A zombie apocalypse is one thing. A volcanic eruption is quite another, for, as the journalist who does a framing voice-over narration for Brooks’ latest puts it, when Mount Rainier popped its cork, “it was the psychological aspect, the hyperbole-fueled hysteria that had ended up killing the most people.” Maybe, but the sasquatches whom the volcano displaced contributed to the statistics, too, if only out of self-defense. Brooks places the epicenter of the Bigfoot war in a high-tech hideaway populated by the kind of people you might find in a Jurassic Park franchise: the schmo who doesn’t know how to do much of anything but tries anyway, the well-intentioned bleeding heart, the know-it-all intellectual who turns out to know the wrong things, the immigrant with a tough backstory and an instinct for survival. Indeed, the novel does double duty as a survival manual, packed full of good advice—for instance, try not to get wounded, for “injury turns you from a giver to a taker.
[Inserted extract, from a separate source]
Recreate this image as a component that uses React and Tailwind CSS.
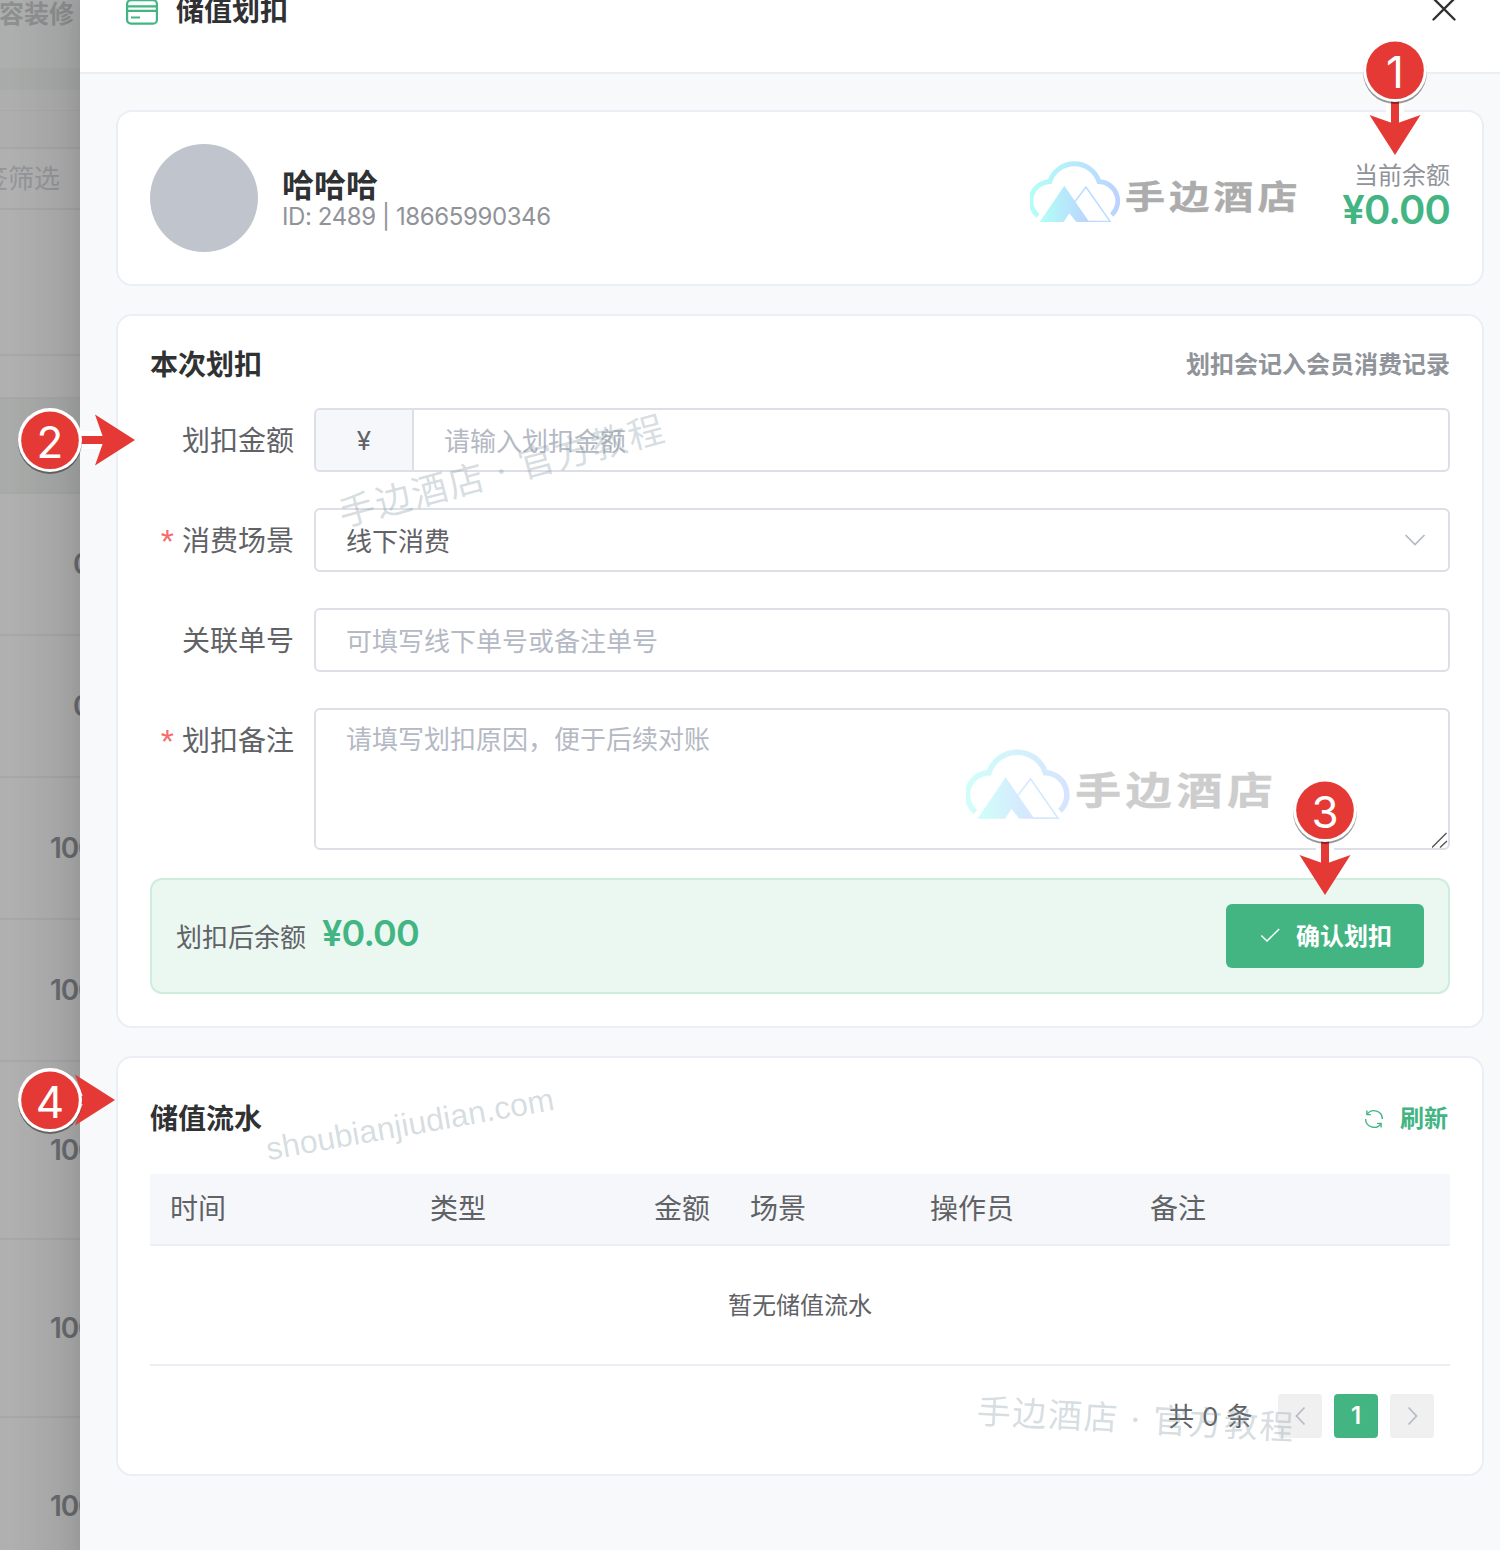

Taking up our resources, our time to care for you.” Brooks presents a case for making room for Bigfoot in the world while peppering his narrative with timely social criticism about bad behavior on the human side of the conflict: The explosion of Rainier might have been better forecast had the president not slashed the budget of the U.S. Geological Survey, leading to “immediate suspension of the National Volcano Early Warning System,” and there’s always someone around looking to monetize the natural disaster and the sasquatch-y onslaught that follows. Brooks is a pro at building suspense even if it plays out in some rather spectacularly yucky episodes, one involving a short spear that takes its name from “the sucking sound of pulling it out of the dead man’s heart and lungs.” Grossness aside, it puts you right there on the scene.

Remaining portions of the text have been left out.